In <365CCA55.72DA@netcom.ca> Tom Matthews <tmatth@netcom.ca> writes:

>Gail Gillespie wrote:
>
>> Two things: ovariectomy often ISN"T up to the woman, since many are
>> frightened into it.
>
>When someone makes a decision without being under outside duress, that
>decision is "up to them". This is the very basis of any code of personal
>responsibility for ones actions (that, granted, is being abandoned in
>our society, at an alarming rate).

Comment.

   Yes.  Women are FRIGHTENED into it.  So they're not responsible.
Perhaps we should change the laws to give women less autonomy, being as
how they are more easily frightened into making choices by being told
about scary consequences?  Since women apparently are less capable of
seeking second opinions and are more likely to be stampeded into making
bad decisions on the basis of a single authority figure's
pronouncements, perhaps there should be a separate category of
political and civil rights for them, somewhere between children and
adults (ie, men).  I think all of this follows.  No?

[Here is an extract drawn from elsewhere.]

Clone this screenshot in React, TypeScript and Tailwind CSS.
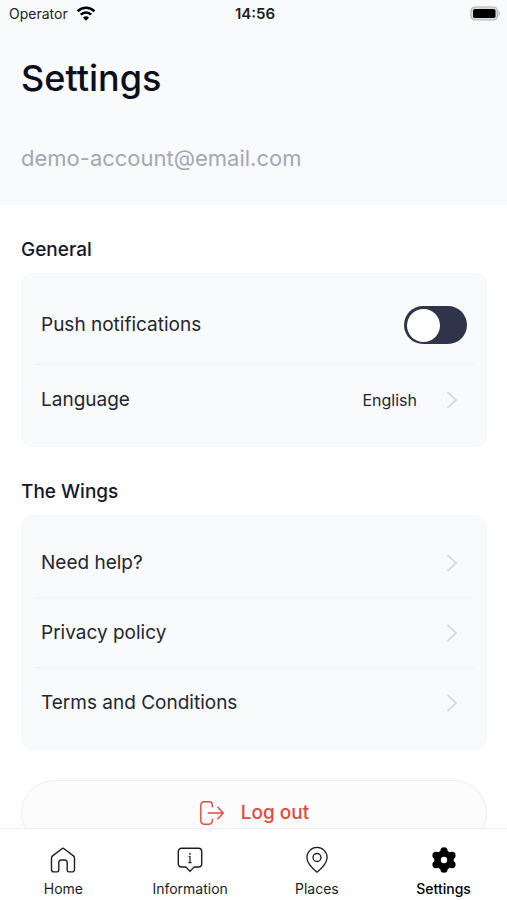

    Amusingly, I hear more and more of this from feminists who want it
both ways.  If a 15 year-old gets pregnant, she's supposed to be adult
enough to be able to choose to have an abortion.  But woe betide the
man involved, because at the same time she's considered a child,
without the mental maturity to be able to decide if she wants to have
sex.  The message is that if women make a decision and suffer bad
consequences, they are to be held-blameless for the decision, and the
nearest man is to be blamed.  If women make the right decision, or want
the power to make a given future decision (for which the consequences
have not come in, yet), suddenly they are to be seen as flinty-eyed
autonomous adults, and don't you dare mess with them.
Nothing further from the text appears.